The Gothenburg Tram Network (picture by Bengt-Inge Larsson - Eget arbete, CC BY-SA 4.0, https://commons.wikimedia.org/w/index.php?curid=92652381)

These three labs are compulsory for everyone and sufficient for the accepted grade 3. For higher grades, extra labs can be submitted - basically, one lab for grade 4, two for grade 5. Possible topics for these labs will include:

• A graph colouring algorithm: colouring maps in a given number of colours.
• Clustering: unsupervised machine learning techniques for finding distinguishable parts of a graph. 
• Extra parts in the ordinary labs: instead of doing certain things easier or using ready-made solutions, as indicated in each lab.

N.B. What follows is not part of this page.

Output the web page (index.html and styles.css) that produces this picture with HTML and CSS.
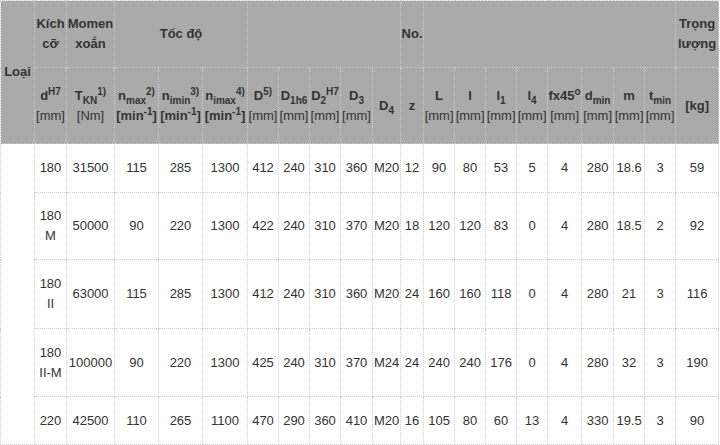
FILE: index.html
```html
<!DOCTYPE html>
<html lang="vi">
<head>
<meta charset="utf-8">
<title>Bảng thông số</title>
<link rel="stylesheet" href="styles.css">
</head>
<body>
<table class="spec">
  <colgroup>
    <col class="w34"><col class="w32"><col class="w48"><col class="w44"><col class="w44"><col class="w45">
    <col class="w31"><col class="w31"><col class="w31"><col class="w32"><col class="w28"><col class="w23">
    <col class="w31"><col class="w31"><col class="w31"><col class="w31"><col class="w34"><col class="w32">
    <col class="w31"><col class="w31"><col class="w43">
  </colgroup>
  <thead>
    <tr class="h1">
      <th rowspan="2" class="loai">Loại</th>
      <th>Kích cỡ</th>
      <th>Momen xoắn</th>
      <th colspan="3">Tốc độ</th>
      <th colspan="5"></th>
      <th>No.</th>
      <th colspan="8"></th>
      <th>Trọng lượng</th>
    </tr>
    <tr class="h2">
      <th>d<sup>H7</sup><br><span class="unit">[mm]</span></th>
      <th>T<sub>KN</sub><sup>1)</sup><br><span class="unit">[Nm]</span></th>
      <th>n<sub>max</sub><sup>2)</sup><br>[min<sup>-1</sup>]</th>
      <th>n<sub>imin</sub><sup>3)</sup><br>[min<sup>-1</sup>]</th>
      <th>n<sub>imax</sub><sup>4)</sup><br>[min<sup>-1</sup>]</th>
      <th>D<sup>5)</sup><br><span class="unit">[mm]</span></th>
      <th>D<sub>1h6</sub><br><span class="unit">[mm]</span></th>
      <th>D<sub>2</sub><sup>H7</sup><br><span class="unit">[mm]</span></th>
      <th>D<sub>3</sub><br><span class="unit">[mm]</span></th>
      <th>D<sub>4</sub></th>
      <th>z</th>
      <th>L<br><span class="unit">[mm]</span></th>
      <th>l<br><span class="unit">[mm]</span></th>
      <th>l<sub>1</sub><br><span class="unit">[mm]</span></th>
      <th>l<sub>4</sub><br><span class="unit">[mm]</span></th>
      <th>fx45<sup>o</sup><br><span class="unit">[mm]</span></th>
      <th>d<sub>min</sub><br><span class="unit">[mm]</span></th>
      <th>m<br><span class="unit">[mm]</span></th>
      <th>t<sub>min</sub><br><span class="unit">[mm]</span></th>
      <th>[kg]</th>
    </tr>
  </thead>
  <tbody>
    <tr class="b1">
      <td rowspan="5"></td>
      <td>180</td><td>31500</td><td>115</td><td>285</td><td>1300</td><td>412</td><td>240</td><td>310</td><td>360</td><td>M20</td><td>12</td><td>90</td><td>80</td><td>53</td><td>5</td><td>4</td><td>280</td><td>18.6</td><td>3</td><td>59</td>
    </tr>
    <tr class="b2">
      <td>180<br>M</td><td>50000</td><td>90</td><td>220</td><td>1300</td><td>422</td><td>240</td><td>310</td><td>370</td><td>M20</td><td>18</td><td>120</td><td>120</td><td>83</td><td>0</td><td>4</td><td>280</td><td>18.5</td><td>2</td><td>92</td>
    </tr>
    <tr class="b3">
      <td>180<br>II</td><td>63000</td><td>115</td><td>285</td><td>1300</td><td>412</td><td>240</td><td>310</td><td>360</td><td>M20</td><td>24</td><td>160</td><td>160</td><td>118</td><td>0</td><td>4</td><td>280</td><td>21</td><td>3</td><td>116</td>
    </tr>
    <tr class="b4">
      <td>180<br>II-M</td><td>100000</td><td>90</td><td>220</td><td>1300</td><td>425</td><td>240</td><td>310</td><td>370</td><td>M24</td><td>24</td><td>240</td><td>240</td><td>176</td><td>0</td><td>4</td><td>280</td><td>32</td><td>3</td><td>190</td>
    </tr>
    <tr class="b5">
      <td>220</td><td>42500</td><td>110</td><td>265</td><td>1100</td><td>470</td><td>290</td><td>360</td><td>410</td><td>M20</td><td>16</td><td>105</td><td>80</td><td>60</td><td>13</td><td>4</td><td>330</td><td>19.5</td><td>3</td><td>90</td>
    </tr>
  </tbody>
</table>
</body>
</html>
```
FILE: styles.css
```css
body {
  margin: 0;
  font-family: "Liberation Sans", Arial, sans-serif;
  font-size: 13px;
  color: #333;
  background: #fff;
}
.spec {
  border-collapse: collapse;
  table-layout: fixed;
  width: 719px;
}
.w23 { width: 23px; }
.w28 { width: 28px; }
.w31 { width: 31px; }
.w32 { width: 32px; }
.w34 { width: 34px; }
.w43 { width: 43px; }
.w44 { width: 44px; }
.w45 { width: 45px; }
.w48 { width: 48px; }
.spec th,
.spec td {
  border: 1px dotted #cfcfcf;
  padding: 0;
  text-align: center;
  vertical-align: middle;
  line-height: 20px;
  white-space: normal;
}
.spec th {
  background: #aaa;
  font-weight: bold;
  color: #333;
}
.spec td {
  white-space: nowrap;
}
.spec .unit {
  font-weight: normal;
}
.spec sup,
.spec sub {
  font-size: 10px;
  line-height: 0;
}
.h1 { height: 67px; }
.h2 { height: 76px; }
.b1 { height: 49px; }
.b2 { height: 67px; }
.b3 { height: 69px; }
.b4 { height: 68px; }
.b5 { height: 48px; }
```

Some more topics may be added.

Learning objectives and syllabus

Learning objectives:

Knowledge and understanding:

• recognize all constructs of Python and the design choices behind them
• explain the design alternatives in modular and scalable programming

Skills and abilities:

• create well-organized software projects for complex tasks
• read and analyse code written by others
• contribute to collaborative projects
• use standard libraries for advanced tasks
• apply testing methods to guarantee the quality of code
• write code documentation on different levels of detail

Judgement and approach:

• reason about software design choices
• assess the complexity of programming tasks

Link to the syllabus on Studieportalen:

Chalmers syllabus (kursplan)

GU syllabus (kursplan)

Examination form

The most important part are the labs, will together form a project. This project has compulsory parts, sufficient for grade 3, and optional parts for those aiming at grades 4 and 5.

The exam will test the knowledge acquired by doing the labs. The final grade is the same as the grade for the lab.

Old exams can be found in the course GitHub under old-exams/

The labs can be done in pairs, whereas the exam is done individually. Copying from other groups (pairs or individuals) in the labs is forbidden.